Shooting Fireworks

This past weekend was Independence Day weekend here in the United States.  It’s the day we celebrate our nation’s declaration of freedom with displays of fireworks!  Fireworks can be beautiful, and until this year, I had never tried to take photographs of them before.  I like the results I got!  Check out a selected gallery on imgur.

If you’re interested in how I got these shots, or you’re new to photography and want some hints on how to control your camera, keep reading:

Where:  These photographs were taken at India Point Park in Providence, RI – facing southeast across the Providence River.  The fireworks were being shot off over Pierce Field by the City of East Providence.

When:  July 5, 2013 between 9:30 and 10pm, with not a cloud in the sky.

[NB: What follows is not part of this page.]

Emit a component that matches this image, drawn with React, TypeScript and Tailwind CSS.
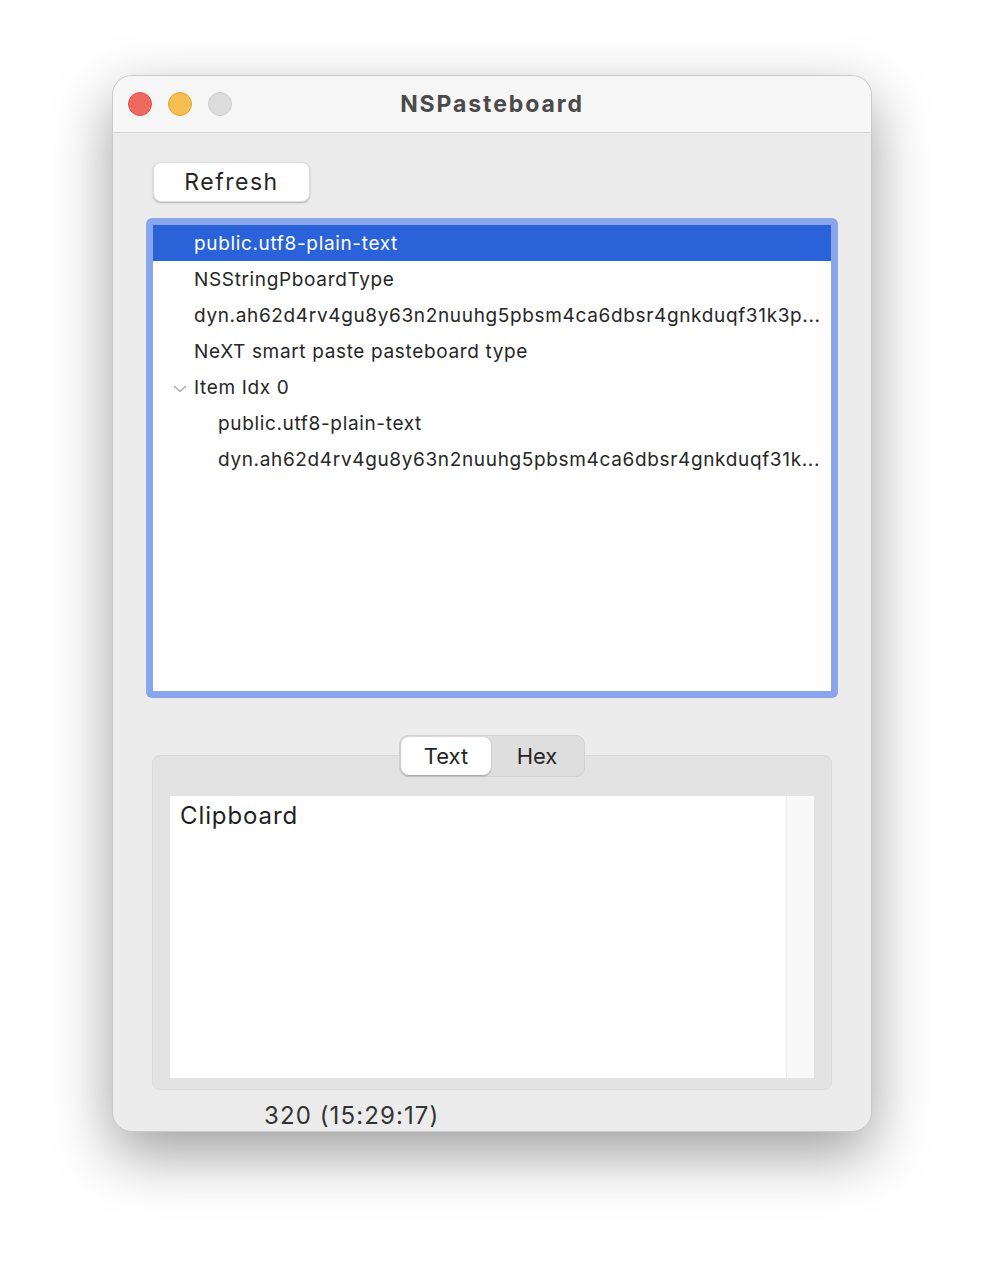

Camera:  I shoot with a Canon Rebel T3 with the standard 18mm-55mm lens.

Protip:  When shooting in low light condition, stabilize your camera!  Tripods are cheap and easy!  Regardless, there is some motion blur on some of these simply because the action of pressing the shutter button moves the camera!  Next time, I’m going to be sure to pick up a remote shutter release.

Camera settings:  This is the fun part.  I’m usually pretty minimalist when it comes to photography.  The only reasons I even own an SLR is because the superior optics give superior control over my depth of field, and if I ever bother buying more lenses, I will be able to vastly improve my ability to shoot things that are either very, very close or else very, very far.  I believe, though, that gadgets and technology will only carry a photographer so far.  The real trick is being in the right place and the right time to capture the moment!

Anyway, for one of the few times ever, I put my camera into full manual mode and carefully selected my settings!  And they were:

  • ISO: 100 (needs a nice long exposure time)
  • f-stop: 5.0 (Wide open!  More Light!  Narrow depth of field makes focusing a challenge!)
  • White balance: Auto
  • Image size: Large
  • No flash (obviously!)
  • Shutter speed: 4 seconds

We got to the park early, and I spent the twilight hour tweaking and retweaking – especially the exposure time.  As night fell, it seemed to me that 4 seconds would get me some pretty good results.

Also, being a light-handed photographer, there is no post-processing or compositing in these images.

What do you think?  How do you shoot at night?  Please share your experiences (and photos!).  It’s true, I could have urged those colors to pop a bit more…  But I didn’t see a need.